Для ЛГ МЩ время не существует. Нет, есть и у МЩ ностальгические песни — «Песня о молодости», «Сверчки-кузнечики», «Москва — Сухуми», — из которых можно заключить, что ЛГ был когда-то «чином рядовой, лицом министр. Беден, да не жаден, глуп, да быстр». И не то чтобы в это не веришь. Просто прошлое с этим затянувшимся настоящим никак не связано. Отрезано. Ощущения непрерывного течения времени не возникает. Возникает — как в той же песне про сверчков — ощущение безысходного самокопания, бездействия, неосуществленных и не могущих быть осуществленными намерений:

...Нынче ж и бальзам ценой в брильянт,
еле пригубив, верну в сервант.
Древний со стены кинжал возьму,
паутину-пыль с него сниму.
Лезвие протру и рукоять —
и повешу на стену опять.

Ничем не заканчивается и намерение — вызванное «болью в сто ватт» — выйти в реал и решить там возникшую проблему. Обобщение ЛГ МЩ сводится к риторическому воззванию к высшим силам и констатации... все того же факта безысходности существования.

О, немощь существ земных. О, жалкие шесть восьмых.
О, вздорный набор ночных забот одиноких:
нужда словеса ветвить, божбой небеса гневить,
травить шестиногих. Ловить и давить.

Да, мы же не упомянули тараканов — полноправных, вполне реальных персонажей песни МЩ. Их ЛГ отказывался травить аэрозолью в начале песни, лаконично аргументируя: «Слаб, горд». В финале же, выйдя, казалось бы, на безысходное обобщение, позицию по отношению к этим персонажам — повторяю, в отличие от воображаемых врачей, вполне реальным — кажется, меняет, включая в круг своих «ночных забот одиноких» «нужду» «травить шестиногих, ловить и давить». То есть придется все же как-то реагировать на реальность, раз уж она пришла к тебе в дом, проникла в убежище. Как же? По возможности уничтожая.

Месседж ЛГ МЩ, обращенный к высшим силам («Тебя просить негоже, и все же, о Боже!..»), стало быть, таков: «Почто попускаеши низменным, недостойным внимания духовной личности явлениям, таким, как тараканы и зубная боль, отвлекать означенную личность от размышлений о главном?» («Когда б не дупло в клыке, вздымал бы чело в венке,стило золотое сжимал бы в руке».) Не дает ответа.

Что ж, попробуем и мы выйти в финале на обобщение.

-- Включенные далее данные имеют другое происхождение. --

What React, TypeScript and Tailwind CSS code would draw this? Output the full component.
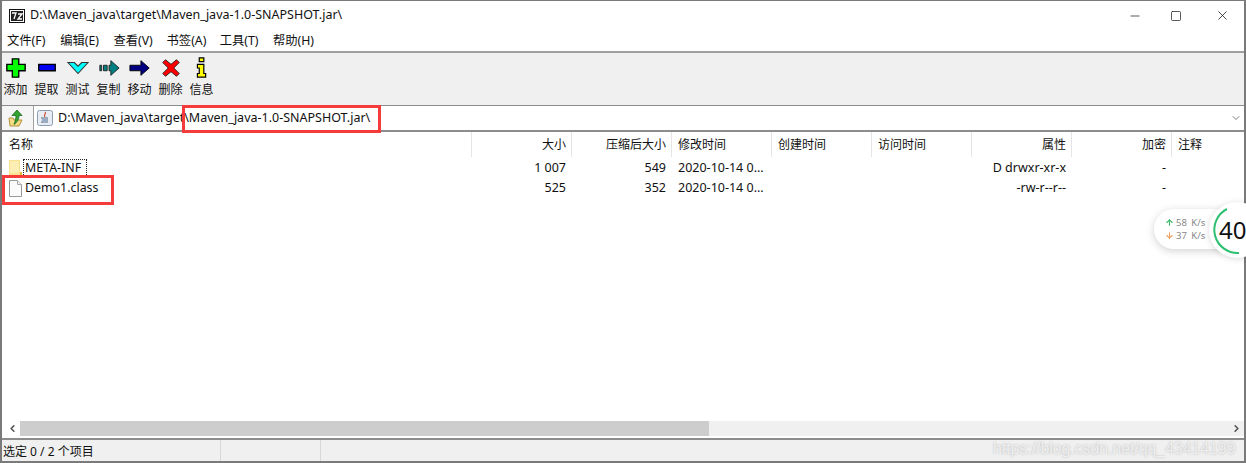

Реальность вторгается в жизнь каждого из нас, рано ли поздно. Как бы мы ни норовили укрыться от нее в самодельном мирке из иллюзий, страхов, утопий, озлобленности, ограничить свой круг «своими», не замечать того, что не нравится, отгородиться магией слов и ленью.

Она — реальность — бьет по самому больному; вернее, бьет она постоянно, не разбирая куда, не выбирая наших болевых точек — это мы научились не замечать ударов по другим точкам, игнорировать их. Но в какой-то момент, по теории вероятности, удар приходится в нерв — у каждого он свой. И приходится реагировать — выбора не остается. Мы делаем это как умеем. Заговариваем свою боль. Все равно не видим за болью реальности. Или скрепя сердце выходим из уютного, намоленного мирка — и что же? «Все могло быть хуже в сотню раз». Как-то, оказывается, можно договориться с внешним миром. Может быть, стоит попробовать? Помните финальную фразу из фильма «Репетиция оркестра»? «Мы здесь, чтобы попробовать еще раз».